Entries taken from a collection
────
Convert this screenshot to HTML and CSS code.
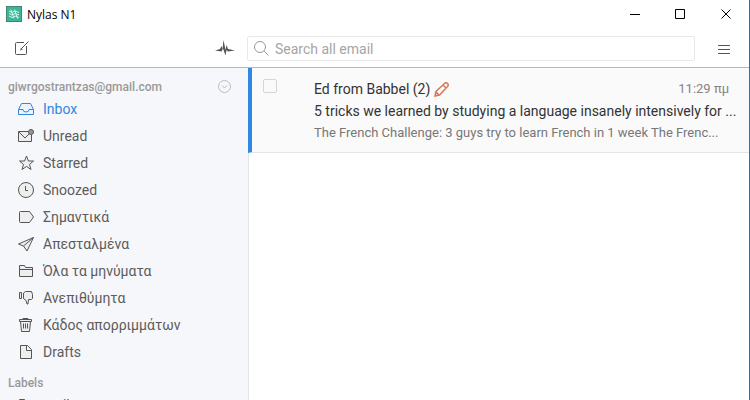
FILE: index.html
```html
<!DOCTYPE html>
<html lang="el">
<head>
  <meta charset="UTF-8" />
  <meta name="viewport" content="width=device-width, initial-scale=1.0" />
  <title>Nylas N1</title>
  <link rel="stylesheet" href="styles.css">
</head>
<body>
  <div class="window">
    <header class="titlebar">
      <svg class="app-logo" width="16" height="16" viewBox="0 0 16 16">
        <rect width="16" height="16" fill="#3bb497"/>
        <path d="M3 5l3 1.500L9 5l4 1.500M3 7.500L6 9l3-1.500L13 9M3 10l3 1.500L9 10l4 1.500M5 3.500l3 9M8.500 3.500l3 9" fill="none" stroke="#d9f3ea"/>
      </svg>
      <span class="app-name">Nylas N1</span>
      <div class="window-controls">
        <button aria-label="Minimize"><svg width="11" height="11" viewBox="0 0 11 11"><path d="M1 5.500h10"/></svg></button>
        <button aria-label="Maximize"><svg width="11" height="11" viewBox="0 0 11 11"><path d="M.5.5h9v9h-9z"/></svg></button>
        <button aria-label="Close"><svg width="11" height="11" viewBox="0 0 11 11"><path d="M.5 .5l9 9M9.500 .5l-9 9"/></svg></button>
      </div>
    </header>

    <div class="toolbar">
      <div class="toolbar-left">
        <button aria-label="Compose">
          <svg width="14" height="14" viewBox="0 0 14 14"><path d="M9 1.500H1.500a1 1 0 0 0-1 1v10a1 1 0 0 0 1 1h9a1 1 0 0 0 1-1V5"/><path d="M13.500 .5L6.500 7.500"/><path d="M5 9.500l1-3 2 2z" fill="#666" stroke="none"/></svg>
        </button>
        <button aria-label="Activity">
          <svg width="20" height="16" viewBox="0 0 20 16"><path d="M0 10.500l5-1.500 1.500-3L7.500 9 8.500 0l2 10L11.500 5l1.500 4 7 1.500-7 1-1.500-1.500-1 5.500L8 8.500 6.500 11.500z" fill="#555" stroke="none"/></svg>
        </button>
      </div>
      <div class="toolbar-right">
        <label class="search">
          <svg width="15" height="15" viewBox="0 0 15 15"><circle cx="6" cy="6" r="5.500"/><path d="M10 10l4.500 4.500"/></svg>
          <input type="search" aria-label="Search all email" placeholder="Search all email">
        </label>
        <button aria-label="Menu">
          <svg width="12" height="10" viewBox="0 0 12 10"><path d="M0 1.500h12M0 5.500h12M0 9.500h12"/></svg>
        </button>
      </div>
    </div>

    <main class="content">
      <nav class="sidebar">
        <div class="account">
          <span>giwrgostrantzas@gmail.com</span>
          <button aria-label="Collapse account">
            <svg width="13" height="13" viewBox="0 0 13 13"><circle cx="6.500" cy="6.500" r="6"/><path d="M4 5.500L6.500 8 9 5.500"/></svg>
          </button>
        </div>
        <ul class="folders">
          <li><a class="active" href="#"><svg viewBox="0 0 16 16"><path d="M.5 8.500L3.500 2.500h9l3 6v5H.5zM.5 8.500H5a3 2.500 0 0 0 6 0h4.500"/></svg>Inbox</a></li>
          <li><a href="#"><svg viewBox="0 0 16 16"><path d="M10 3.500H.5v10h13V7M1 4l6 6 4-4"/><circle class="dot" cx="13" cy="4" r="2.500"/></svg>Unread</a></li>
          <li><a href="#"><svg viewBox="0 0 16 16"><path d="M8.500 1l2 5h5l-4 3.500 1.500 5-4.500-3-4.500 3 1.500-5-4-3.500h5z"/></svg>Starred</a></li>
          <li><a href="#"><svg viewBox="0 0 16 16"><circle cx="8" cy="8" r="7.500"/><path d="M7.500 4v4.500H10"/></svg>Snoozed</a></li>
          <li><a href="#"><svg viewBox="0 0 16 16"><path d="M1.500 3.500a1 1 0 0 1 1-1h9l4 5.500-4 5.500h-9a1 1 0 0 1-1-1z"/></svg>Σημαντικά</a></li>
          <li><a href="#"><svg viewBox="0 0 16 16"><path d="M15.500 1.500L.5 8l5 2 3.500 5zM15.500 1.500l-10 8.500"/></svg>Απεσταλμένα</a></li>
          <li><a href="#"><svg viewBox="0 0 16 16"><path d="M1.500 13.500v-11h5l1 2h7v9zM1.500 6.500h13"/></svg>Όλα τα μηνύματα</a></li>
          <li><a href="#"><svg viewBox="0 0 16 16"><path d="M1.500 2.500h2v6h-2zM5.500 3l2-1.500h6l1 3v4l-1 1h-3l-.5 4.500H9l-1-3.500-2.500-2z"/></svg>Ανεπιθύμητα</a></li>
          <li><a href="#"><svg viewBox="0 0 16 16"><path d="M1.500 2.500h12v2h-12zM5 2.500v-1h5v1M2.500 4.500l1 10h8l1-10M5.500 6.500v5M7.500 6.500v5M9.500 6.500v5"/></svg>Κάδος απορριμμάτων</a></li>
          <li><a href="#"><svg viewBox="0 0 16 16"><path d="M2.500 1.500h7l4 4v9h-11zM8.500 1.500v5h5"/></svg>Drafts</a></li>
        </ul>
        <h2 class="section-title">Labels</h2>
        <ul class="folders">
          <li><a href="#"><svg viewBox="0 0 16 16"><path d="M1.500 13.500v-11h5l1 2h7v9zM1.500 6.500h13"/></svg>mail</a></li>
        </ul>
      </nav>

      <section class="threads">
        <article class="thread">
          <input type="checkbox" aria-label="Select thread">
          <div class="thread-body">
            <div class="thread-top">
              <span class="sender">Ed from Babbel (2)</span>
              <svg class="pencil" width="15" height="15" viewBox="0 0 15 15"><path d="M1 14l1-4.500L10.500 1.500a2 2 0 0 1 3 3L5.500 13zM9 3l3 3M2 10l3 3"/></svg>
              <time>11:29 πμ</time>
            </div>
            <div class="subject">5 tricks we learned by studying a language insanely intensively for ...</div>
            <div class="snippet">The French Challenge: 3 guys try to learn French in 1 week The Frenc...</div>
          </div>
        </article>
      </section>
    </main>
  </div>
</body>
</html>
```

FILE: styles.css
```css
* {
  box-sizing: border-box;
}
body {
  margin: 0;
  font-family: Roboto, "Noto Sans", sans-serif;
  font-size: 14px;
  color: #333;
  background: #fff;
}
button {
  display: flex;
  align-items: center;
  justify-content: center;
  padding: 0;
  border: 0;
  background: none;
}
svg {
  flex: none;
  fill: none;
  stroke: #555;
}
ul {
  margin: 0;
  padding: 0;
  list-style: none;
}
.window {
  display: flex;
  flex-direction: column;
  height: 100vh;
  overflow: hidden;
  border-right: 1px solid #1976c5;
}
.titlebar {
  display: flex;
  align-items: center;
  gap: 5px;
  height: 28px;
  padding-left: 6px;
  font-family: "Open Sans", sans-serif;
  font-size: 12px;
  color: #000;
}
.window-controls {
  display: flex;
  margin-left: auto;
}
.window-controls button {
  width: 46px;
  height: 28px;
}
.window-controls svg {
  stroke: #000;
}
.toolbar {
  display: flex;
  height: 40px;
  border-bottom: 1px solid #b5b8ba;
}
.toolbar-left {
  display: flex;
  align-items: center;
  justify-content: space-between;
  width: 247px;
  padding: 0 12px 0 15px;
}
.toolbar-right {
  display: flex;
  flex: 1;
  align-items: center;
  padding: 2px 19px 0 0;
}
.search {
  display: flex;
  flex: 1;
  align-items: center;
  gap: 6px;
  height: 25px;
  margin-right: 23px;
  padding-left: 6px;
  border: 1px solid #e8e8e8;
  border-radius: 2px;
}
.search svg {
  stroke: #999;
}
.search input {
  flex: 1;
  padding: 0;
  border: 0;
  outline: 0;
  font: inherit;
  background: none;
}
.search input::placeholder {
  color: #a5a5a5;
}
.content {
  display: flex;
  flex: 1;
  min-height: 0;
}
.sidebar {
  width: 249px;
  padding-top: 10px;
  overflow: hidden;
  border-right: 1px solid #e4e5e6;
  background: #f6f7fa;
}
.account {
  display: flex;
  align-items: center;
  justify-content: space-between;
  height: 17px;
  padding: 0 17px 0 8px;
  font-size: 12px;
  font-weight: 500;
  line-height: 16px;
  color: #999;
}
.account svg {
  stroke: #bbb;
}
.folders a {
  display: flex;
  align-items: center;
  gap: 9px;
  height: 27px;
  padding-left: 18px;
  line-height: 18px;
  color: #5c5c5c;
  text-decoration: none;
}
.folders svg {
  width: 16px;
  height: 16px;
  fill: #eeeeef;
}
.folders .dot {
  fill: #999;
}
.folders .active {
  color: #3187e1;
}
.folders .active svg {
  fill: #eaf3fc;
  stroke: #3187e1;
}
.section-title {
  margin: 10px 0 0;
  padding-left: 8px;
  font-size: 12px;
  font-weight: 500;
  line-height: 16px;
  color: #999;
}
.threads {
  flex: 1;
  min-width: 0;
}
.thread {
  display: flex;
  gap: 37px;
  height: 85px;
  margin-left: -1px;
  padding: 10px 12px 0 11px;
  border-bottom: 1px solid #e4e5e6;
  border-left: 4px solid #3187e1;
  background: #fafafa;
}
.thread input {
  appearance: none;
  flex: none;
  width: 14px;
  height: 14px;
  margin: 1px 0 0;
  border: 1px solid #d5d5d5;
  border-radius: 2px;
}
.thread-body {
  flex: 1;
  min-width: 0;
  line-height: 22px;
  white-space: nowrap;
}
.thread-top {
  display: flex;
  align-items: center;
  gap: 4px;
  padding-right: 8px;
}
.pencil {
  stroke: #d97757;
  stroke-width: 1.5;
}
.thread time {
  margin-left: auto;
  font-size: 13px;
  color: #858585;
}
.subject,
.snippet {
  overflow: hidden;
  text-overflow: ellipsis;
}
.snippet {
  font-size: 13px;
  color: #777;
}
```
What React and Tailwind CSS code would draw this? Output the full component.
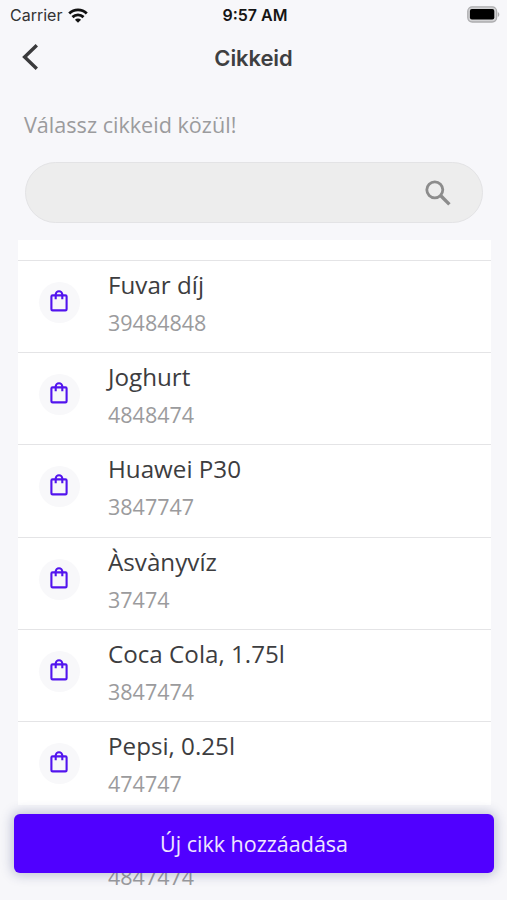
────
| WHAT THE EXERCISE ASKS |
State the number of lines that contain the string "code", with no other words.

| WRITTEN RESPONSE |
2